Steve Koch, who heads the department of economics at the University of Pretoria, tells The Africa Report that the current university funding model pays schools for “bums in seats” and graduations.

“Given the massification in the system, the cost of keeping the student in the system a few years, [it] is not particularly burdensome, as long as they progress/graduate. The graduation payoff is fairly large to the institution, so maybe the institutions do ok, despite the large debt.”

So universities calculate that “since many of the graduates get jobs and it is possible for the universities to ‘force’ debt collection through employers, the calculation is that it makes sense to extend credit.”

For South African students, a university degree is highly sought after because it could raise a person’s salary by 15%, explains Koch.

“However, neither the backlog nor the investment in the future received near enough attention from the ANC from the moment they took over (at the end of apartheid in 1994),” he adds.

Will it ever be free?

Free education would be difficult to implement under current circumstances. The weak economy created staggeringly high youth unemployment – nearly 56% Koch estimates.

Chan adds: “Nzimande has been education minister for many years, but his own policies have not kept up with the tempo of the times. The students were led to believe that higher education should be free and so feel betrayed. This is a time bomb waiting to explode.”

Different paths to free education each have their problems.

If tuition debt is forgiven, South Africa’s taxpayers will carry the cost, says Koch. “If society is asked to pay more for this delivery, they will expect something in return or, as we are seeing widely, they will leave the country, and, instead, participate in a different social contract. On the other hand, if the universities are forced to ‘eat’ the debt, their ability to deliver this service will deteriorate.”

But education also helps the economy. Completed university education in South Africa raises a person’s employment probability by as much as 10% over those without it, says Koch.
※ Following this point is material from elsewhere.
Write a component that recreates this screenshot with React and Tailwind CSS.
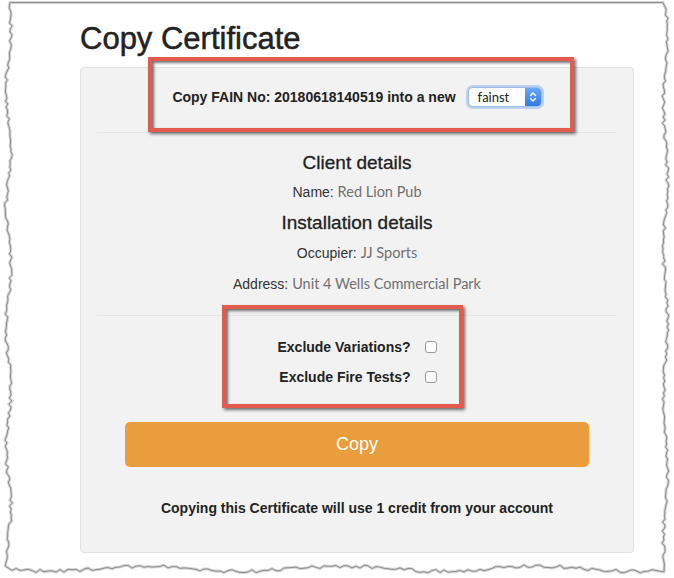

“Earnings that students can earn for themselves from university is large. Thus, it does not make sense that large individual earnings opportunities are subsidised through free education for all.

However, there are students who deserve to be in university and simply do not have the means to do so. They should be subsidised heavily.”

Paying the cost

Chan asks: “Can South Africa afford to reduce or abolish fees? Probably not this year, as the finance minister struggles to turn the failing economy around.

But it’s also a vicious circle: without an educated workforce, globally competitive production will be impossible, the tax revenue base will never catch up,” he says.

Black, the UCT economist, suggests a compromise: “I think subsidised tuition should be combined with a loan element because, after all, once students graduate many will enter careers with good prospects and should then pay back.”

So far, the Ramaphosa government is not proposing any radical solutions to the education system’s problems. To get a grip on the latest unrest, on 11 March the South African treasury hastily unveiled an additional R7bn for first-time qualifying students so that they can enrol in tertiary studies. “I do not expect that this is enough,” concludes Koch.